There is a big difference between scientist saying there's this phenonium, which is unexplained, so I am proposing my theory of XYZ to explain it; and Hubbard saying it IS that way, 100% of the time, and if you fail to get similar results, you are not applying it correctly, have M/Us, MWHs /OWs, or are PTS, SP, or a DB, or a psych case.
You can't debunk something that Sheldrake says needs further research, and which, he says is not proven science.
Excuse me. You, HH, most certainly can say that, but no one else in their right mind would.
Something you fail to understand, likely because you refuse to do more than gloss over anything about the man, is to understand he is a well respected scientist - your attempt to compare him to Hubbard, a lay person/con man/charlatan with no actual degrees of any kind, is comparing apples to oranges.

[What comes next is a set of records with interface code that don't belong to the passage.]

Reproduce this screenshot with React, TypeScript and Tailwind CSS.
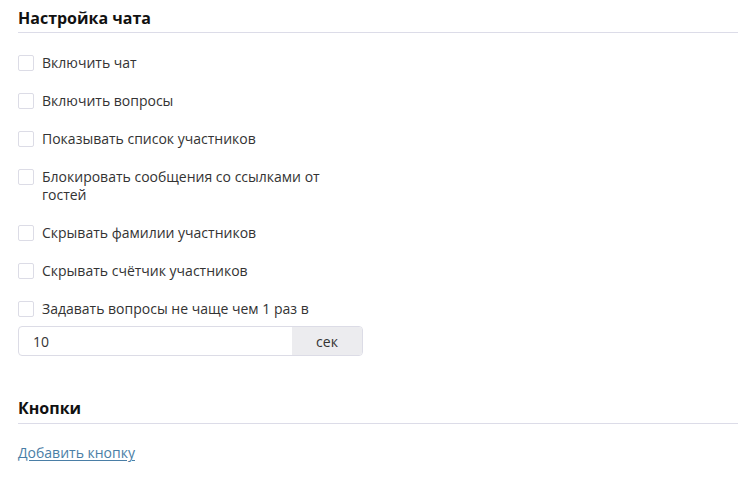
import { useState } from "react";

const options = [
  "Включить чат",
  "Включить вопросы",
  "Показывать список участников",
  "Блокировать сообщения со ссылками от гостей",
  "Скрывать фамилии участников",
  "Скрывать счётчик участников",
  "Задавать вопросы не чаще чем 1 раз в",
];

export default function App() {
  const [checked, setChecked] = useState<boolean[]>(options.map(() => false));
  const [interval, setInterval] = useState("10");

  return (
    <main
      className="min-h-screen bg-white pl-[18px] pr-[13px] text-[14px] text-[#333]"
      style={{ fontFamily: '"Open Sans", "Liberation Sans", sans-serif' }}
    >
      <h2 className="border-b border-[#dcdce8] pt-[7px] pb-[3px] text-[16px] font-bold leading-[22px] text-[#111]">
        Настройка чата
      </h2>

      <div className="mt-[21px] flex w-[345px] flex-col gap-[20px]">
        {options.map((label, i) => (
          <label key={label} className="flex cursor-pointer items-start gap-[8px] leading-[18px]">
            <input
              type="checkbox"
              checked={checked[i]}
              onChange={() => setChecked(checked.map((c, j) => (j === i ? !c : c)))}
              className="mt-px h-[16px] w-[16px] shrink-0 appearance-none rounded-[2px] border border-[#dcdce6] bg-white"
            />
            <span>{label}</span>
          </label>
        ))}
      </div>

      <div className="mt-[8px] flex h-[30px] w-[345px] overflow-hidden rounded-[4px] border border-[#dcdce6]">
        <input
          value={interval}
          onChange={(e) => setInterval(e.target.value)}
          className="min-w-0 flex-1 px-[14px] outline-none"
        />
        <span className="flex w-[70px] items-center justify-center bg-[#ececef]">сек</span>
      </div>

      <h2 className="mt-[41px] border-b border-[#dcdce8] pb-[4px] text-[16px] font-bold leading-[22px] text-[#111]">
        Кнопки
      </h2>

      <a href="#" className="mt-[20px] inline-block leading-[18px] text-[#4a7ea6] underline underline-offset-2">
        Добавить кнопку
      </a>
    </main>
  );
}
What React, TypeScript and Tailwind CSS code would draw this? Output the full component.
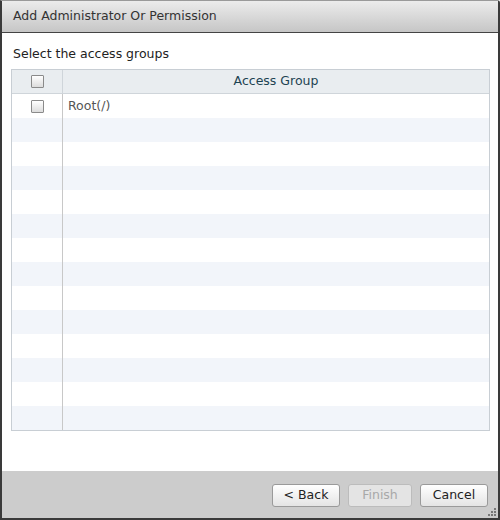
import React from 'react'

const rows = Array.from({ length: 14 }, (_, i) => i)

function Checkbox() {
  return (
    <div className="w-[13px] h-[13px] border border-[#8a8a8a] bg-gradient-to-b from-[#ffffff] to-[#dcdcdc] rounded-[1px]" />
  )
}

export default function App() {
  return (
    <div
      className="w-[500px] h-[520px] flex flex-col bg-white border-x-2 border-b-2 border-t border-x-[#3a3a3a] border-b-[#3a3a3a] border-t-[#9a9a9a] rounded-tr-[3px] text-[#333]"
      style={{ fontFamily: '"DejaVu Sans", Verdana, sans-serif' }}
    >
      {/* Title */}
      <div className="h-[32px] shrink-0 flex items-center pl-[11px] text-[12.5px] bg-gradient-to-b from-[#ececec] to-[#c6c6c6] border-b border-[#444]">
        Add Administrator Or Permission
      </div>

      {/* Content */}
      <div className="flex-1 pt-[12px] pl-[9px] pr-[8px]">
        <div className="text-[12.5px] leading-[17px] mb-[7px] pl-[2px] text-[#222]">Select the access groups</div>
        <div className="border border-[#c8ced4]">
          <div className="h-[24px] flex bg-[#e9edf0] border-b border-[#cfd5da]">
            <div className="w-[51px] flex items-center justify-center border-r border-[#cfd5da]">
              <Checkbox />
            </div>
            <div className="flex-1 flex items-center justify-center text-[12.5px] text-[#1d4352]">Access Group</div>
          </div>
          {rows.map((i) => (
            <div key={i} className={`h-[24px] flex ${i % 2 === 1 ? 'bg-[#f2f5fa]' : 'bg-white'}`}>
              <div className="w-[51px] flex items-center justify-center border-r border-[#c8c8c8]">
                {i === 0 && <Checkbox />}
              </div>
              <div className="flex-1 flex items-center pl-[5px] text-[12.5px] text-[#555]">
                {i === 0 ? 'Root(/)' : ''}
              </div>
            </div>
          ))}
        </div>
      </div>

      {/* Footer */}
      <div className="h-[47px] shrink-0 bg-[#cccccc] flex justify-end items-start pt-[13px] pr-[10px] gap-[8px] relative">
        <button className="w-[68px] h-[23px] rounded-[3px] border border-[#9a9a9a] bg-gradient-to-b from-[#ffffff] to-[#e4e4e4] text-[12.5px] text-[#222]">
          &lt; Back
        </button>
        <button className="w-[64px] h-[23px] rounded-[3px] border border-[#bcbcbc] bg-[#e4e4e4] text-[12.5px] text-[#a8a8a8]">
          Finish
        </button>
        <button className="w-[68px] h-[23px] rounded-[3px] border border-[#9a9a9a] bg-gradient-to-b from-[#ffffff] to-[#e4e4e4] text-[12.5px] text-[#222]">
          Cancel
        </button>
        <svg className="absolute right-[1px] bottom-[1px]" width="9" height="9" viewBox="0 0 9 9">
          <rect x="6" y="0" width="2" height="2" fill="#777" />
          <rect x="3" y="3" width="2" height="2" fill="#777" />
          <rect x="6" y="3" width="2" height="2" fill="#777" />
          <rect x="0" y="6" width="2" height="2" fill="#777" />
          <rect x="3" y="6" width="2" height="2" fill="#777" />
          <rect x="6" y="6" width="2" height="2" fill="#777" />
        </svg>
      </div>
    </div>
  )
}
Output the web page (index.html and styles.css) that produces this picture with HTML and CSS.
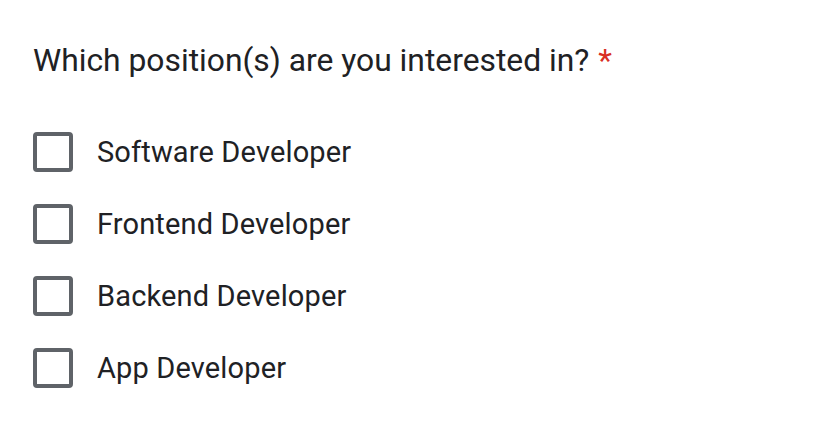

Where Hubbard brags about research, yet provides no evidence of same, Sheldrake provides books and papers containing the research data.
Where Hubbard has to self-publish his bunk, Sheldrake does not. His books sell very well, thank you. No need for a vile "Basics Book" campaign, or the equally noxious buying back books to falsely push them up the best buyers list.
Come on HH, you can do better.
Mimsey
Rupert Sheldrake, PhD, is a biologist and author best known for his hypothesis of morphic resonance. At Cambridge University he worked in developmental biology as a Fellow of Clare College. He was Principal Plant Physiologist at the International Crops Research Institute for the Semi-Arid Tropics and From 2005 to 2010 was Director of the Perrott-Warrick project, Cambridge.
Rupert Sheldrake is a biologist and author of more than 85 scientific papers and 13 books. He was among the top 100 Global Thought Leaders for 2013, as ranked by the Duttweiler Institute, Zurich, Switzerland's leading think tank.
He studied natural sciences at Cambridge University, where he was a Scholar of Clare College, took a double first class honours degree and was awarded the University Botany Prize (1963). He then studied philosophy and history of science at Harvard University, where he was a Frank Knox Fellow (1963-64), before returning to Cambridge, where he took a Ph.D. in biochemistry (1967). He was a Fellow of Clare College, Cambridge (1967-73), where he was Director of Studies in biochemistry and cell biology. As the Rosenheim Research Fellow of the Royal Society (1970-73), he carried out research on the development of plants and the ageing of cells in the Department of Biochemistry at Cambridge University. While at Cambridge, together with Philip Rubery, he discovered the mechanism of polar auxin transport, the process by which the plant hormone auxin is carried from the shoots towards the roots".